The two coolest ways the people of the setting have repurposed things are the use of dog skulls and sprockets. To enter the underground cities one has to pay with a sufficient amount of bolts or other small construction piece so the city can maintain itself. This is awesome because outside of the cities everyone just seems to barter food and clothes. The dog's skulls are even better though, in the absence of materials and skills to mass produce a common football, the dog's skull makes a perfect elliptical but light "ball" for the players to fight over. When a team wins a match they get to keep the skull used for it, and each is marked up with what city it came from and who's held it. It's a great way to show how the game and its players have become the only major cultural touchstone that unites the movie's sparse population.

This utilitarian approach to the film's setting also stands out due to its inspiration. People's script and direction, again on the surface seems inspired by Mad Max 2. But at the same time, the cynicism of his script's stark class inequality and the short but fast and brutally expedient combat is more stylistically reminiscent of Kurosawa. This is interesting as George Miller directly cites Yojimbo as being a major influence on Mad Max 2. Long past Sergio Leone getting sued over A Fistful of Dollars, we can trace Kurosawa's vast influence all the way to an Australian future sport movie from 1989.

Another way it stands out for an 80s action movie, is that it's refreshing to see Kidda's gender not factor into how the story plays out. The teams have both male and female players and both are held in equally high regard by spectators. On the surface this doesn't seem like a big deal but in general post apocalyptic cinema often ignorantly uses explicit scenes of sexual violence as a lazy way to say that life in the futuristic wasteland is harsh, as if to say these are things that do not happen today. Instead, the only threat of such is delivered to Kidda early on as a pre-game taunt in response to her threatening to break a player's leg. When each game is done, the winning team is allowed to party and have their fill of food and drink from whatever town they're in. The town's young men and women also all step up for a chance to be chosen by the winning team members for a one night stand, a concept that anyone I show the movie to says is bizarre, but was in reality a pretty realistic thing to include in the movie.

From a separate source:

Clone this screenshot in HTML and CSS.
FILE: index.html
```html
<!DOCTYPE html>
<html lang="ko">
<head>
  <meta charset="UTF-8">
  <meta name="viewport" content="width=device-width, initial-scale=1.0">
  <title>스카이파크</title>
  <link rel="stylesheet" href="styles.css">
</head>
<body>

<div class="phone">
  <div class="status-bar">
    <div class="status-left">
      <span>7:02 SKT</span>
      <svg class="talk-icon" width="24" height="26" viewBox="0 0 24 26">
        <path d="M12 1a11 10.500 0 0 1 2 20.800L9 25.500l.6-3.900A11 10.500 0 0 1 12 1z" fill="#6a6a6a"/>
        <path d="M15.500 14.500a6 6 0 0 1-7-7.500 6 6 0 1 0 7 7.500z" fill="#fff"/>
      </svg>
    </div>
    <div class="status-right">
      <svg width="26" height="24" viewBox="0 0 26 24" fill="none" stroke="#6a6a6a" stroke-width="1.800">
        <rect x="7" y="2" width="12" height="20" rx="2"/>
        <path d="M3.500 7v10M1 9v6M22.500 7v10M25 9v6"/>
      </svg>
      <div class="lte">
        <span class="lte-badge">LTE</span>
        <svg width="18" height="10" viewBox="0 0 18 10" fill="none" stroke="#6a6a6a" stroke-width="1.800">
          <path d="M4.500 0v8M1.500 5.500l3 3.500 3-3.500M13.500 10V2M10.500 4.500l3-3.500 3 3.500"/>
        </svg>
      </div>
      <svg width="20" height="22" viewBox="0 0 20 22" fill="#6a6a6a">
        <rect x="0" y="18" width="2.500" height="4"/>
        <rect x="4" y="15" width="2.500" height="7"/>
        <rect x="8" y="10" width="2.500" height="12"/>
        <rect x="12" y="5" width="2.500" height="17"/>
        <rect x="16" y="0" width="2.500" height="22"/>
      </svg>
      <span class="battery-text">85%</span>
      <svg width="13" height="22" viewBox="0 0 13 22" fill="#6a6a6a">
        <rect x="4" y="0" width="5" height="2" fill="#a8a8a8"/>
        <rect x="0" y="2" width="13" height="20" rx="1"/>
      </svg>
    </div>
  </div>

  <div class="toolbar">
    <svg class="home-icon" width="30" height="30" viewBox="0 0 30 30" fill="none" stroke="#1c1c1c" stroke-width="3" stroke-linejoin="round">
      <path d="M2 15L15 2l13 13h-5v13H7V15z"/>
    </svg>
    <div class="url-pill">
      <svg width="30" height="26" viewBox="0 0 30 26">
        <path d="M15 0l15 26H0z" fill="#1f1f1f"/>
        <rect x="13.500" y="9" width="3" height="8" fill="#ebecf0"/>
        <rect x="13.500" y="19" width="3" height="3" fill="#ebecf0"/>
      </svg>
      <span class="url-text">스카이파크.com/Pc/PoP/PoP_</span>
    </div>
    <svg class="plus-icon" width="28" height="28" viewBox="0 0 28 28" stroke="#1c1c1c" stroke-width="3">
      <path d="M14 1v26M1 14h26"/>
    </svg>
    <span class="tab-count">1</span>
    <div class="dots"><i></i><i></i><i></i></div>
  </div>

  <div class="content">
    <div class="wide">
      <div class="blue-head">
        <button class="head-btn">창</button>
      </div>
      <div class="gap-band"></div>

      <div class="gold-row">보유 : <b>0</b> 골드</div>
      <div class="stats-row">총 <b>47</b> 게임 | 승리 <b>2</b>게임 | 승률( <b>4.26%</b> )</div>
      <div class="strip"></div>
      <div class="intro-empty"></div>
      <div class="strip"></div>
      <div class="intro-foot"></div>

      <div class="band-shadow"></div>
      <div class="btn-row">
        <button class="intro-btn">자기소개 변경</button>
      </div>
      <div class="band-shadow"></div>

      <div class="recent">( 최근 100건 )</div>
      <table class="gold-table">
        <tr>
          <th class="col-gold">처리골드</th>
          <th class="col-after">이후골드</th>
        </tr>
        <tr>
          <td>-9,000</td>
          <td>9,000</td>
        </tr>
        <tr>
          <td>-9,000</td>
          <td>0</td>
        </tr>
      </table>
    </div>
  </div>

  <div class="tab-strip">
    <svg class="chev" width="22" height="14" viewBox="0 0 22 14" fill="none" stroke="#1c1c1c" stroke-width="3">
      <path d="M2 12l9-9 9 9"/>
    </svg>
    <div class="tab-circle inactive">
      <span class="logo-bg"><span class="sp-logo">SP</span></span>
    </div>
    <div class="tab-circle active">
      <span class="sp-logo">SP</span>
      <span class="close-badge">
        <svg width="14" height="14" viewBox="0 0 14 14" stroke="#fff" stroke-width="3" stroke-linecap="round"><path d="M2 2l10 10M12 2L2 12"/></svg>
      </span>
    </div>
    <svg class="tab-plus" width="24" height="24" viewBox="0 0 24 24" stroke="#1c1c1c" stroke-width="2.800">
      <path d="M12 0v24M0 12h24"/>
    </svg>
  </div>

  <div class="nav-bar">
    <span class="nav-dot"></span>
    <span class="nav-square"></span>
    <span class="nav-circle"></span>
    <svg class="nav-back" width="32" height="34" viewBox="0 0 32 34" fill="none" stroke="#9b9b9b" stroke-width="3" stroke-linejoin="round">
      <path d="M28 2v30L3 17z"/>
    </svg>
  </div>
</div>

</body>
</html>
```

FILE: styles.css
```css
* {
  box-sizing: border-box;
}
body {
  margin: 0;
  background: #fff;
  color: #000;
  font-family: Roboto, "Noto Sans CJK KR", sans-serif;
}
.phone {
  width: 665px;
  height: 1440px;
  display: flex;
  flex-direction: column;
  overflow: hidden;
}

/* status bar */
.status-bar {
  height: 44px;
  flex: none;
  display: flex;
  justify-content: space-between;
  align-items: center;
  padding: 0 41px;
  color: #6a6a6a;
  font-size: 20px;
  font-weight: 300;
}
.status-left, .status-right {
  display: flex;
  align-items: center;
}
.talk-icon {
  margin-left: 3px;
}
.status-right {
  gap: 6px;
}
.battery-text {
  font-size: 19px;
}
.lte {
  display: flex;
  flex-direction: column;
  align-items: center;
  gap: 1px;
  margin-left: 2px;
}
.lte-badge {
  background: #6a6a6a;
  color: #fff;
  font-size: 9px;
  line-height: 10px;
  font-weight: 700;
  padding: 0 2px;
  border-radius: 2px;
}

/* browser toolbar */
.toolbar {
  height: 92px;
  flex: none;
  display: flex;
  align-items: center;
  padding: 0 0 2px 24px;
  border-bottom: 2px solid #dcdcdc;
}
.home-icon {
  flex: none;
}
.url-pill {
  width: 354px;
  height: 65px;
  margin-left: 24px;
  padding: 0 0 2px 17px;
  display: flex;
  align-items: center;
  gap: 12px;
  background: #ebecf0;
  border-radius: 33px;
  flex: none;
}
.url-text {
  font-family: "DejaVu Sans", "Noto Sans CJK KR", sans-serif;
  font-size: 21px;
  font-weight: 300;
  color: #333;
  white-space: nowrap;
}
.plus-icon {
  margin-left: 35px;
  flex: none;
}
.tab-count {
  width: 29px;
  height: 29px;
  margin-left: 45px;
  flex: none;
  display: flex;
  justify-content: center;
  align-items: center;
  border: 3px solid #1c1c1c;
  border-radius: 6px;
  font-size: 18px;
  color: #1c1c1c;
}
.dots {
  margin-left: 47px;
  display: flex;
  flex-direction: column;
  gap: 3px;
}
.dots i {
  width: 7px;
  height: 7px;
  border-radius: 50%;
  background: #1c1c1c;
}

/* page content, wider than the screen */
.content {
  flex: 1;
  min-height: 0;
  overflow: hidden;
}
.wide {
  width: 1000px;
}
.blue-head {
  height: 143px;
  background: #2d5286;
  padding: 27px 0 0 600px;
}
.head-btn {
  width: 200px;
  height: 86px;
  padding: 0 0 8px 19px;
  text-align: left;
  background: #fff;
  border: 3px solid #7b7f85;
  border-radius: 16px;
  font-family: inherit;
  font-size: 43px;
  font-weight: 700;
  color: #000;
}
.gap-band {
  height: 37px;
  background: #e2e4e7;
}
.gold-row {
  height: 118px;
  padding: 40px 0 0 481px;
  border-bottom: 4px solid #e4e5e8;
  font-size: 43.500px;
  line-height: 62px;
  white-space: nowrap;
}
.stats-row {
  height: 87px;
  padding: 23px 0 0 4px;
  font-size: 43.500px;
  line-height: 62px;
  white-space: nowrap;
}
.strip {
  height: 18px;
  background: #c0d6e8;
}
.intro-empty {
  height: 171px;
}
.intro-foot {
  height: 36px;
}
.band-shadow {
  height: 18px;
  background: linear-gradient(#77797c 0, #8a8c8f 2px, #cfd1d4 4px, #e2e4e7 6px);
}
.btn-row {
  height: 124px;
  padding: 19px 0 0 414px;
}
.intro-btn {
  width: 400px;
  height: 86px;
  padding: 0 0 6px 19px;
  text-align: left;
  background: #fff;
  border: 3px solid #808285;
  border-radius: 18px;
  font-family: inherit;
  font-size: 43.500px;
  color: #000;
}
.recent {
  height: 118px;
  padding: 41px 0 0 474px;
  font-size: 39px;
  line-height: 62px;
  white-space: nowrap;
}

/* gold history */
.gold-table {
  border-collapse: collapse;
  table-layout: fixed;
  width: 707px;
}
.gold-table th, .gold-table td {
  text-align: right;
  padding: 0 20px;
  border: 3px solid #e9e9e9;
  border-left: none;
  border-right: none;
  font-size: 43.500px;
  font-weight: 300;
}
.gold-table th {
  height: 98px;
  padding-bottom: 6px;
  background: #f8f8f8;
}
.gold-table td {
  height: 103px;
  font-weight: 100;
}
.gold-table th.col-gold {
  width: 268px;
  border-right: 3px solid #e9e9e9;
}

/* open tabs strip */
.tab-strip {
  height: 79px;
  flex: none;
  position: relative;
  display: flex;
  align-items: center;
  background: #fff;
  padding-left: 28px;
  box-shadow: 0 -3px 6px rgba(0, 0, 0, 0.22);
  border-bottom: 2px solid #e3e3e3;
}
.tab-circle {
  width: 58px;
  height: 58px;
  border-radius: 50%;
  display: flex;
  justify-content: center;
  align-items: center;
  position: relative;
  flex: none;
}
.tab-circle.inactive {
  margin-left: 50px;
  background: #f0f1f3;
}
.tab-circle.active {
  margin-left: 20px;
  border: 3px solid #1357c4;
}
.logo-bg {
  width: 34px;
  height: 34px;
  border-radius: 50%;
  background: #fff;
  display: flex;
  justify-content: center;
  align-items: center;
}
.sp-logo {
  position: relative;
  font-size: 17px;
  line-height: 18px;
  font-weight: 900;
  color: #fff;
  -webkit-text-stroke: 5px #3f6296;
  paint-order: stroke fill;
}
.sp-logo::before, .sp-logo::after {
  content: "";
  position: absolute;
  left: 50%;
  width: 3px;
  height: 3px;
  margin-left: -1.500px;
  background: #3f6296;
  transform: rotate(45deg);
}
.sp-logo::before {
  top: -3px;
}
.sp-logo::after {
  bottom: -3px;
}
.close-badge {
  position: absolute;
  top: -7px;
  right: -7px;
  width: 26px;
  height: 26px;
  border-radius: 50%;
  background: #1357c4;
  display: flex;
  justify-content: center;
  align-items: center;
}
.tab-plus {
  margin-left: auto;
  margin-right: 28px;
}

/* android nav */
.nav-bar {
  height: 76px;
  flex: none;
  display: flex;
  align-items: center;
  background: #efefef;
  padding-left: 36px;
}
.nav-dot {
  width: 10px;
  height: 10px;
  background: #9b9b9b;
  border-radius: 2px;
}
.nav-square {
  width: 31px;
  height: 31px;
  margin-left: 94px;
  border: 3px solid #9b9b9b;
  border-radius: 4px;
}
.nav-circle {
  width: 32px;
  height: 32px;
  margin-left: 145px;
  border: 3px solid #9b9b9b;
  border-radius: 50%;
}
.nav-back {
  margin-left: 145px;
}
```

I also love how time is kept while jugging. A timekeeper has three piles of one hundred stones, and throws them one by one at a makeshift gong. So each game consists of three periods of one hundred seconds each. This also works great for the film itself as, despite the lack of technology we're used to now, there's still a "timer" to cut back to now and then to keep up the tension during the games.

Despite all these great details and little touches that help realize the setting and give the actors something to work with, the movie remains mostly forgotten. Even now, it is generally out of print, and most releases of it on home video have some combination of an awful transfer or terrible sound. There also isn't really a definitive cut of the film, as the European release, Salute of the Jugger, is about twelve minutes longer. It has a longer ending and a bit more dialogue, but I actually prefer the leaner 90 minute cut we got in the US. While the cut scenes are a nice curiosity, most are not particularly interesting (the tax collection scene) or very redundant (characters talking out loud about things the actors' body language has already made clear).

Even after a few DVD releases along with, finally, a Scandinavian  blu-ray release throughout the early 2000s, it remains fairly obscure outside of Europe. I talk this movie up any chance I get as I ended up liking for more than just the nostalgia of learning about it from WPIX.